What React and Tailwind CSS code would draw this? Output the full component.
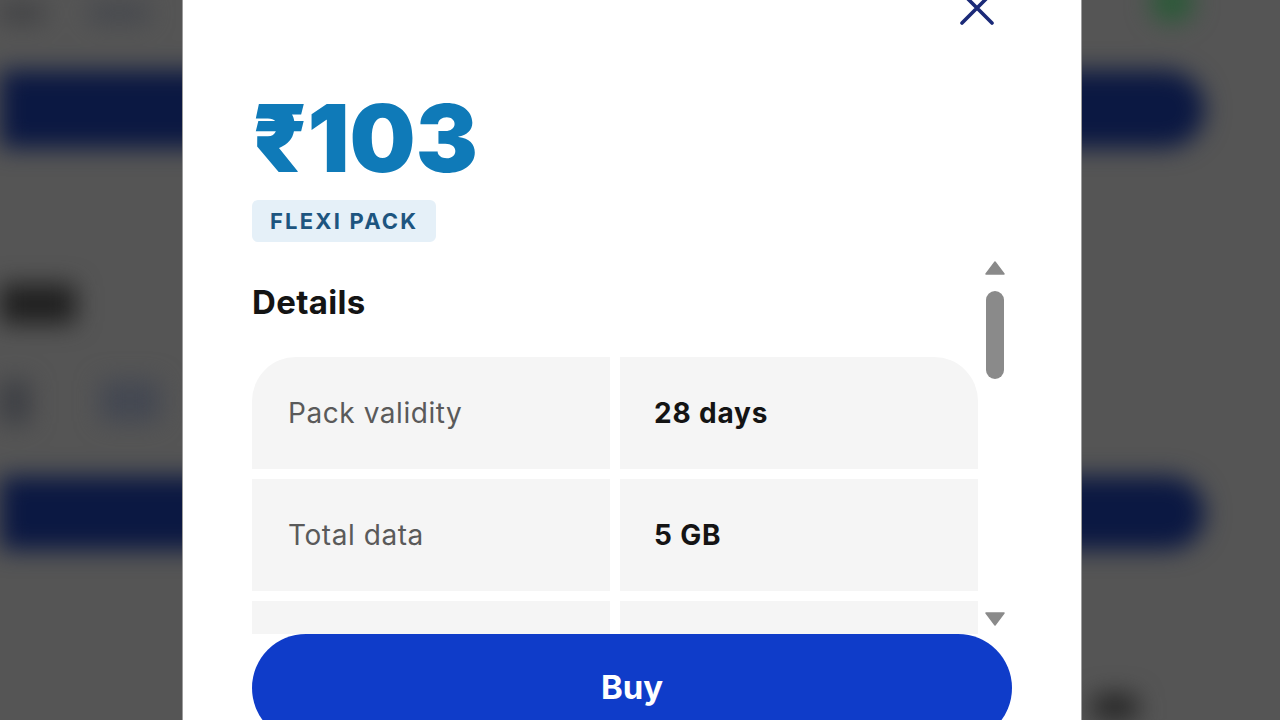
import React from "react";

const DETAILS = [
  { label: "Pack validity", value: "28 days" },
  { label: "Total data", value: "5 GB" },
  { label: "", value: "" },
];

// blurred page that sits behind the sheet
const BackdropPage = () => (
  <div aria-hidden className="absolute inset-0 overflow-hidden">
    <div className="flex h-full flex-col blur-[12px]">
      <div className="flex h-[40px] items-start justify-between">
        <div className="flex gap-[45px] pt-[4px]">
          <div className="h-[18px] w-[44px] rounded bg-[#3f4043]" />
          <div className="h-[18px] w-[60px] rounded bg-[#44474d]" />
        </div>
        <div className="-mt-[18px] mr-[86px] h-[40px] w-[44px] rounded-full bg-[#2b5a38]" />
      </div>
      <div className="mt-[30px] h-[78px] w-[1205px] rounded-r-full bg-[#0b1842]" />
      <div className="mt-[136px] h-[40px] w-[76px] rounded-r-md bg-[#202020]" />
      <div className="mt-[56px] flex gap-[70px]">
        <div className="h-[44px] w-[30px] rounded bg-[#3d3f44]" />
        <div className="h-[42px] w-[60px] rounded bg-[#444852]" />
      </div>
      <div className="mt-[52px] h-[74px] w-[1205px] rounded-r-full bg-[#0b1842]" />
      <div className="mt-auto ml-[1092px] h-[26px] w-[46px] rounded-t-lg bg-[#262626]" />
    </div>
  </div>
);

const CloseIcon = () => (
  <svg viewBox="0 0 38 38" className="-mt-[11px] h-[38px] w-[38px]" fill="none">
    <path d="M4 4L34 34M34 4L4 34" stroke="#1b2a78" strokeWidth="3.6" strokeLinecap="round" />
  </svg>
);

const Triangle = ({ down }) => (
  <svg viewBox="0 0 22 16" className="h-[16px] w-[22px]">
    <path
      d={down ? "M2 3h18L11 15z" : "M11 1l9 12H2z"}
      fill="#8a8a8a"
      stroke="#8a8a8a"
      strokeWidth="1.5"
      strokeLinejoin="round"
    />
  </svg>
);

const PackSheet = () => (
  <section className="ml-[183px] flex h-full w-[898px] flex-col bg-white px-[69px] shadow-[0_0_0_1px_#9d9d9d]">
    <div className="flex h-[26px] shrink-0 justify-end pr-[16px]">
      <CloseIcon />
    </div>

    <p className="mt-[66px] text-[93px] leading-[92px] font-black text-[#0f7ab8]">₹103</p>

    <div className="mt-[16px] flex">
      <span className="flex h-[42px] items-center rounded-[6px] bg-[#e5f0f8] px-[18px] text-[22px] font-bold tracking-[0.1em] text-[#1d5580]">
        FLEXI PACK
      </span>
    </div>

    <div className="mt-[16px] flex h-[376px] shrink-0">
      <div className="flex-1 overflow-hidden pt-[28px]">
        <h3 className="text-[33px] leading-[32px] font-bold tracking-[0.01em] text-[#141414]">Details</h3>
        <div className="mt-[39px] grid grid-cols-2 gap-[10px]">
          {DETAILS.map((row, i) => (
            <React.Fragment key={i}>
              <div
                className={`flex h-[112px] items-center bg-[#f5f5f5] pl-[36px] text-[28px] tracking-[0.02em] text-[#5a5a5a] ${i === 0 ? "rounded-tl-[44px]" : ""}`}
              >
                {row.label}
              </div>
              <div
                className={`flex h-[112px] items-center bg-[#f5f5f5] pl-[34px] text-[28px] font-bold tracking-[0.03em] text-[#141414] ${i === 0 ? "rounded-tr-[44px]" : ""}`}
              >
                {row.value}
              </div>
            </React.Fragment>
          ))}
        </div>
      </div>
      <div className="flex w-[34px] flex-col items-center pt-[3px] pb-[8px]">
        <Triangle />
        <div className="mt-[14px] h-[88px] w-[18px] rounded-full bg-[#8a8a8a]" />
        <div className="flex-1" />
        <Triangle down />
      </div>
    </div>

    <button className="flex h-[108px] w-full shrink-0 items-center justify-center rounded-full bg-[#0f3cc9] text-[33px] font-bold text-white">
      Buy
    </button>
  </section>
);

export default function App() {
  return (
    <div className="relative h-[720px] w-[1280px] overflow-hidden bg-[#555555] font-['Inter','Noto_Sans',sans-serif]">
      <BackdropPage />
      <div className="absolute inset-0 flex">
        <PackSheet />
      </div>
    </div>
  );
}
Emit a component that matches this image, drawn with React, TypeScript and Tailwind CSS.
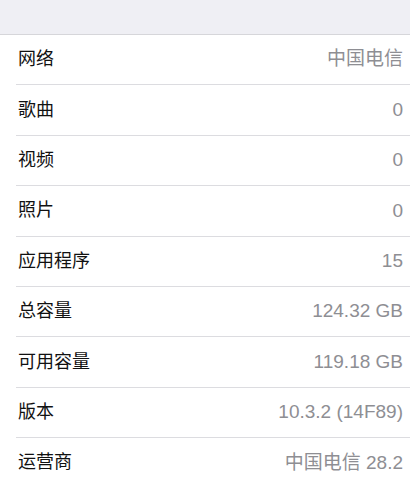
import React from 'react';

const rows: [string, string][] = [
  ['网络', '中国电信'],
  ['歌曲', '0'],
  ['视频', '0'],
  ['照片', '0'],
  ['应用程序', '15'],
  ['总容量', '124.32 GB'],
  ['可用容量', '119.18 GB'],
  ['版本', '10.3.2 (14F89)'],
  ['运营商', '中国电信 28.2'],
];

export default function App() {
  return (
    <div
      className="w-[410px] h-[488px] overflow-hidden bg-white"
      style={{ fontFamily: '"Liberation Sans", "Noto Sans CJK SC", sans-serif' }}
    >
      <div className="h-[35px] bg-[#efeff4] border-b border-[#d6d6da]" />
      <div className="pl-4">
        {rows.map(([label, value]) => (
          <div
            key={label}
            className="h-[50.4px] flex items-center justify-between pr-[7px] border-b border-[#dcdce0]"
          >
            <span className="pl-[2px] text-[18px] text-[#111]">{label}</span>
            <span className="text-[19px] text-[#8e8e93]">{value}</span>
          </div>
        ))}
      </div>
    </div>
  );
}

◆ Task prompt
Your task is to return the entries above exactly, with no pictures.

◆ Exercise answer
What React and Tailwind CSS code would draw this? Output the full component.
import React from "react";

const DETAILS = [
  { label: "Pack validity", value: "28 days" },
  { label: "Total data", value: "5 GB" },
  { label: "", value: "" },
];

// blurred page that sits behind the sheet
const BackdropPage = () => (
  <div aria-hidden className="absolute inset-0 overflow-hidden">
    <div className="flex h-full flex-col blur-[12px]">
      <div className="flex h-[40px] items-start justify-between">
        <div className="flex gap-[45px] pt-[4px]">
          <div className="h-[18px] w-[44px] rounded bg-[#3f4043]" />
          <div className="h-[18px] w-[60px] rounded bg-[#44474d]" />
        </div>
        <div className="-mt-[18px] mr-[86px] h-[40px] w-[44px] rounded-full bg-[#2b5a38]" />
      </div>
      <div className="mt-[30px] h-[78px] w-[1205px] rounded-r-full bg-[#0b1842]" />
      <div className="mt-[136px] h-[40px] w-[76px] rounded-r-md bg-[#202020]" />
      <div className="mt-[56px] flex gap-[70px]">
        <div className="h-[44px] w-[30px] rounded bg-[#3d3f44]" />
        <div className="h-[42px] w-[60px] rounded bg-[#444852]" />
      </div>
      <div className="mt-[52px] h-[74px] w-[1205px] rounded-r-full bg-[#0b1842]" />
      <div className="mt-auto ml-[1092px] h-[26px] w-[46px] rounded-t-lg bg-[#262626]" />
    </div>
  </div>
);

const CloseIcon = () => (
  <svg viewBox="0 0 38 38" className="-mt-[11px] h-[38px] w-[38px]" fill="none">
    <path d="M4 4L34 34M34 4L4 34" stroke="#1b2a78" strokeWidth="3.6" strokeLinecap="round" />
  </svg>
);

const Triangle = ({ down }) => (
  <svg viewBox="0 0 22 16" className="h-[16px] w-[22px]">
    <path
      d={down ? "M2 3h18L11 15z" : "M11 1l9 12H2z"}
      fill="#8a8a8a"
      stroke="#8a8a8a"
      strokeWidth="1.5"
      strokeLinejoin="round"
    />
  </svg>
);

const PackSheet = () => (
  <section className="ml-[183px] flex h-full w-[898px] flex-col bg-white px-[69px] shadow-[0_0_0_1px_#9d9d9d]">
    <div className="flex h-[26px] shrink-0 justify-end pr-[16px]">
      <CloseIcon />
    </div>

    <p className="mt-[66px] text-[93px] leading-[92px] font-black text-[#0f7ab8]">₹103</p>

    <div className="mt-[16px] flex">
      <span className="flex h-[42px] items-center rounded-[6px] bg-[#e5f0f8] px-[18px] text-[22px] font-bold tracking-[0.1em] text-[#1d5580]">
        FLEXI PACK
      </span>
    </div>

    <div className="mt-[16px] flex h-[376px] shrink-0">
      <div className="flex-1 overflow-hidden pt-[28px]">
        <h3 className="text-[33px] leading-[32px] font-bold tracking-[0.01em] text-[#141414]">Details</h3>
        <div className="mt-[39px] grid grid-cols-2 gap-[10px]">
          {DETAILS.map((row, i) => (
            <React.Fragment key={i}>
              <div
                className={`flex h-[112px] items-center bg-[#f5f5f5] pl-[36px] text-[28px] tracking-[0.02em] text-[#5a5a5a] ${i === 0 ? "rounded-tl-[44px]" : ""}`}
              >
                {row.label}
              </div>
              <div
                className={`flex h-[112px] items-center bg-[#f5f5f5] pl-[34px] text-[28px] font-bold tracking-[0.03em] text-[#141414] ${i === 0 ? "rounded-tr-[44px]" : ""}`}
              >
                {row.value}
              </div>
            </React.Fragment>
          ))}
        </div>
      </div>
      <div className="flex w-[34px] flex-col items-center pt-[3px] pb-[8px]">
        <Triangle />
        <div className="mt-[14px] h-[88px] w-[18px] rounded-full bg-[#8a8a8a]" />
        <div className="flex-1" />
        <Triangle down />
      </div>
    </div>

    <button className="flex h-[108px] w-full shrink-0 items-center justify-center rounded-full bg-[#0f3cc9] text-[33px] font-bold text-white">
      Buy
    </button>
  </section>
);

export default function App() {
  return (
    <div className="relative h-[720px] w-[1280px] overflow-hidden bg-[#555555] font-['Inter','Noto_Sans',sans-serif]">
      <BackdropPage />
      <div className="absolute inset-0 flex">
        <PackSheet />
      </div>
    </div>
  );
}
Emit a component that matches this image, drawn with React, TypeScript and Tailwind CSS.
import React from 'react';

const rows: [string, string][] = [
  ['网络', '中国电信'],
  ['歌曲', '0'],
  ['视频', '0'],
  ['照片', '0'],
  ['应用程序', '15'],
  ['总容量', '124.32 GB'],
  ['可用容量', '119.18 GB'],
  ['版本', '10.3.2 (14F89)'],
  ['运营商', '中国电信 28.2'],
];

export default function App() {
  return (
    <div
      className="w-[410px] h-[488px] overflow-hidden bg-white"
      style={{ fontFamily: '"Liberation Sans", "Noto Sans CJK SC", sans-serif' }}
    >
      <div className="h-[35px] bg-[#efeff4] border-b border-[#d6d6da]" />
      <div className="pl-4">
        {rows.map(([label, value]) => (
          <div
            key={label}
            className="h-[50.4px] flex items-center justify-between pr-[7px] border-b border-[#dcdce0]"
          >
            <span className="pl-[2px] text-[18px] text-[#111]">{label}</span>
            <span className="text-[19px] text-[#8e8e93]">{value}</span>
          </div>
        ))}
      </div>
    </div>
  );
}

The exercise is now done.